__INSTRUCTION__:
Return all the data below as it stands, minus the pictures.

__DATA BLOCK__:
- - -
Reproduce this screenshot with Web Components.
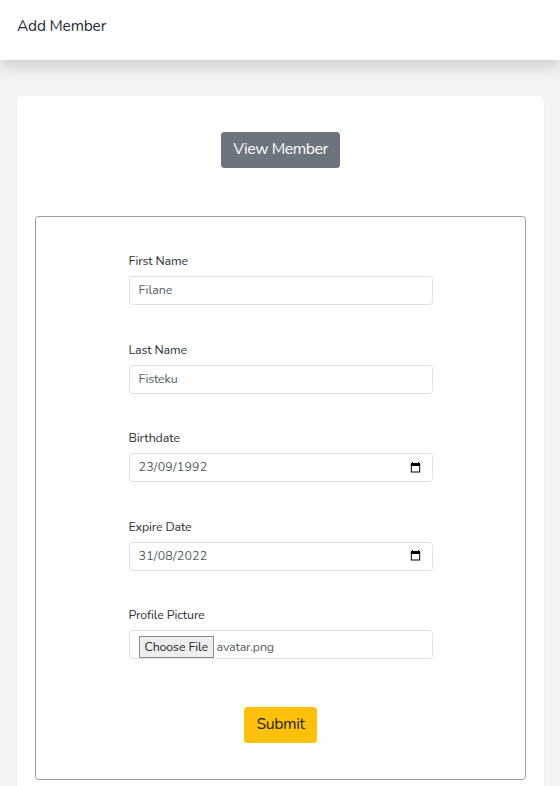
<!DOCTYPE html>
<html lang="en">
<head>
<meta charset="utf-8">
<title>Add Member</title>
<style>
html,body{margin:0;height:100%;overflow:hidden}
body{background:#f2f3f5;font-family:Nunito,Lato,"Open Sans",sans-serif;color:#212529}
</style>
</head>
<body>
<member-page></member-page>
<script>
const define = (name, html, setup) => customElements.define(name, class extends HTMLElement {
  connectedCallback() {
    if (this.shadowRoot) return;
    const t = document.createElement('template');
    t.innerHTML = html;
    this.attachShadow({mode: 'open'}).append(t.content.cloneNode(true));
    if (setup) setup(this, this.shadowRoot);
  }
});

// Text whose letter spacing is adjusted to give a fixed measure.
define('fit-text', `<style>:host{display:block;white-space:nowrap}span{display:inline-block}</style><span><slot></slot></span>`, (host, root) => {
  const span = root.querySelector('span');
  const want = Number(host.getAttribute('measure'));
  const n = host.textContent.length;
  host.style.width = want + 'px';
  host.style.letterSpacing = (want - span.getBoundingClientRect().width) / n + 'px';
});

define('page-header', `<style>
:host{display:block;box-sizing:border-box;height:59.5px;padding:15px 17px 0;background:#fff;box-shadow:0 7px 14px rgba(0,0,0,.15);font-size:15.5px;line-height:22px;color:#1f2937;position:relative}
</style><slot></slot>`);

define('action-button', `<style>
:host{display:block;box-sizing:border-box;width:fit-content;height:36px;margin:0 auto;padding:6.5px 12.5px;border-radius:3.5px;font-size:15.8px;line-height:22px;background:#6c757d;color:#fff}
:host([kind=warning]){background:#ffc107;color:#212529;margin-top:12px;padding-top:5.8px}
</style><slot></slot>`);

define('form-field', `<style>
:host{display:flow-root;height:88.5px;font-size:12.4px}
.label{box-sizing:border-box;line-height:17px;margin-top:-.3px;height:23.8px;color:#2b3035}
.box{box-sizing:border-box;height:29px;border:1px solid #dee2e6;border-radius:3.5px;padding:0 11px .5px 9px;display:flex;align-items:center;justify-content:space-between;line-height:18px;color:#545b62;overflow:hidden}
</style><div class="label"><slot name="label"></slot></div><div class="box"><slot></slot></div>`);

define('calendar-icon', `<style>:host{display:block;width:11px;height:11px}svg{display:block}</style>
<svg width="11" height="11" viewBox="0 0 11 11"><path d="M2 0h1v1h5V0h1v1h1.2v9.6H.8V1H2zM1.8 4v5.6h7.4V4z" fill="#000" fill-rule="evenodd"/></svg>`);

define('file-choice', `<style>
:host{display:flex;align-items:center;gap:3px;padding-top:5.5px}
.pick{box-sizing:border-box;width:75px;height:22px;padding:1px 5px;border:1px solid #8b8b8b;background:#efefef;color:#212529;line-height:18px}
</style><div class="pick"><slot name="button"></slot></div><slot></slot>`);

define('member-page', `<style>
:host{display:block;height:786px;overflow:hidden}
main{padding:36px 16px 0 17px}
.card{box-sizing:border-box;height:730px;background:#fff;border-radius:6px;padding:36px 18px 0 18px;box-shadow:0 1px 3px rgba(0,0,0,.04)}
form{box-sizing:border-box;height:564px;margin:48px 0 0;border:1px solid #9a9b9e;border-radius:3.5px;padding:36px 92.4px 0 92.5px}
</style>
<page-header><fit-text measure="89">Add Member</fit-text></page-header>
<main><section class="card">
<action-button><fit-text measure="94.5">View Member</fit-text></action-button>
<form>
<form-field><fit-text slot="label" measure="59.5">First Name</fit-text><fit-text measure="34">Filane</fit-text></form-field>
<form-field><fit-text slot="label" measure="58.5">Last Name</fit-text><fit-text measure="39">Fisteku</fit-text></form-field>
<form-field><fit-text slot="label" measure="51.5">Birthdate</fit-text><fit-text measure="69">23/09/1992</fit-text><calendar-icon></calendar-icon></form-field>
<form-field><fit-text slot="label" measure="63">Expire Date</fit-text><fit-text measure="69">31/08/2022</fit-text><calendar-icon></calendar-icon></form-field>
<form-field><fit-text slot="label" measure="76">Profile Picture</fit-text><file-choice><fit-text slot="button" measure="63.5">Choose File</fit-text><fit-text measure="57.5">avatar.png</fit-text></file-choice></form-field>
<action-button kind="warning"><fit-text measure="48">Submit</fit-text></action-button>
</form>
</section></main>`);
</script>
</body>
</html>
- - -
__RESPONSE TO THE EXERCISE__:
Reproduce this screenshot with Web Components.
<!DOCTYPE html>
<html lang="en">
<head>
<meta charset="utf-8">
<title>Add Member</title>
<style>
html,body{margin:0;height:100%;overflow:hidden}
body{background:#f2f3f5;font-family:Nunito,Lato,"Open Sans",sans-serif;color:#212529}
</style>
</head>
<body>
<member-page></member-page>
<script>
const define = (name, html, setup) => customElements.define(name, class extends HTMLElement {
  connectedCallback() {
    if (this.shadowRoot) return;
    const t = document.createElement('template');
    t.innerHTML = html;
    this.attachShadow({mode: 'open'}).append(t.content.cloneNode(true));
    if (setup) setup(this, this.shadowRoot);
  }
});

// Text whose letter spacing is adjusted to give a fixed measure.
define('fit-text', `<style>:host{display:block;white-space:nowrap}span{display:inline-block}</style><span><slot></slot></span>`, (host, root) => {
  const span = root.querySelector('span');
  const want = Number(host.getAttribute('measure'));
  const n = host.textContent.length;
  host.style.width = want + 'px';
  host.style.letterSpacing = (want - span.getBoundingClientRect().width) / n + 'px';
});

define('page-header', `<style>
:host{display:block;box-sizing:border-box;height:59.5px;padding:15px 17px 0;background:#fff;box-shadow:0 7px 14px rgba(0,0,0,.15);font-size:15.5px;line-height:22px;color:#1f2937;position:relative}
</style><slot></slot>`);

define('action-button', `<style>
:host{display:block;box-sizing:border-box;width:fit-content;height:36px;margin:0 auto;padding:6.5px 12.5px;border-radius:3.5px;font-size:15.8px;line-height:22px;background:#6c757d;color:#fff}
:host([kind=warning]){background:#ffc107;color:#212529;margin-top:12px;padding-top:5.8px}
</style><slot></slot>`);

define('form-field', `<style>
:host{display:flow-root;height:88.5px;font-size:12.4px}
.label{box-sizing:border-box;line-height:17px;margin-top:-.3px;height:23.8px;color:#2b3035}
.box{box-sizing:border-box;height:29px;border:1px solid #dee2e6;border-radius:3.5px;padding:0 11px .5px 9px;display:flex;align-items:center;justify-content:space-between;line-height:18px;color:#545b62;overflow:hidden}
</style><div class="label"><slot name="label"></slot></div><div class="box"><slot></slot></div>`);

define('calendar-icon', `<style>:host{display:block;width:11px;height:11px}svg{display:block}</style>
<svg width="11" height="11" viewBox="0 0 11 11"><path d="M2 0h1v1h5V0h1v1h1.2v9.6H.8V1H2zM1.8 4v5.6h7.4V4z" fill="#000" fill-rule="evenodd"/></svg>`);

define('file-choice', `<style>
:host{display:flex;align-items:center;gap:3px;padding-top:5.5px}
.pick{box-sizing:border-box;width:75px;height:22px;padding:1px 5px;border:1px solid #8b8b8b;background:#efefef;color:#212529;line-height:18px}
</style><div class="pick"><slot name="button"></slot></div><slot></slot>`);

define('member-page', `<style>
:host{display:block;height:786px;overflow:hidden}
main{padding:36px 16px 0 17px}
.card{box-sizing:border-box;height:730px;background:#fff;border-radius:6px;padding:36px 18px 0 18px;box-shadow:0 1px 3px rgba(0,0,0,.04)}
form{box-sizing:border-box;height:564px;margin:48px 0 0;border:1px solid #9a9b9e;border-radius:3.5px;padding:36px 92.4px 0 92.5px}
</style>
<page-header><fit-text measure="89">Add Member</fit-text></page-header>
<main><section class="card">
<action-button><fit-text measure="94.5">View Member</fit-text></action-button>
<form>
<form-field><fit-text slot="label" measure="59.5">First Name</fit-text><fit-text measure="34">Filane</fit-text></form-field>
<form-field><fit-text slot="label" measure="58.5">Last Name</fit-text><fit-text measure="39">Fisteku</fit-text></form-field>
<form-field><fit-text slot="label" measure="51.5">Birthdate</fit-text><fit-text measure="69">23/09/1992</fit-text><calendar-icon></calendar-icon></form-field>
<form-field><fit-text slot="label" measure="63">Expire Date</fit-text><fit-text measure="69">31/08/2022</fit-text><calendar-icon></calendar-icon></form-field>
<form-field><fit-text slot="label" measure="76">Profile Picture</fit-text><file-choice><fit-text slot="button" measure="63.5">Choose File</fit-text><fit-text measure="57.5">avatar.png</fit-text></file-choice></form-field>
<action-button kind="warning"><fit-text measure="48">Submit</fit-text></action-button>
</form>
</section></main>`);
</script>
</body>
</html>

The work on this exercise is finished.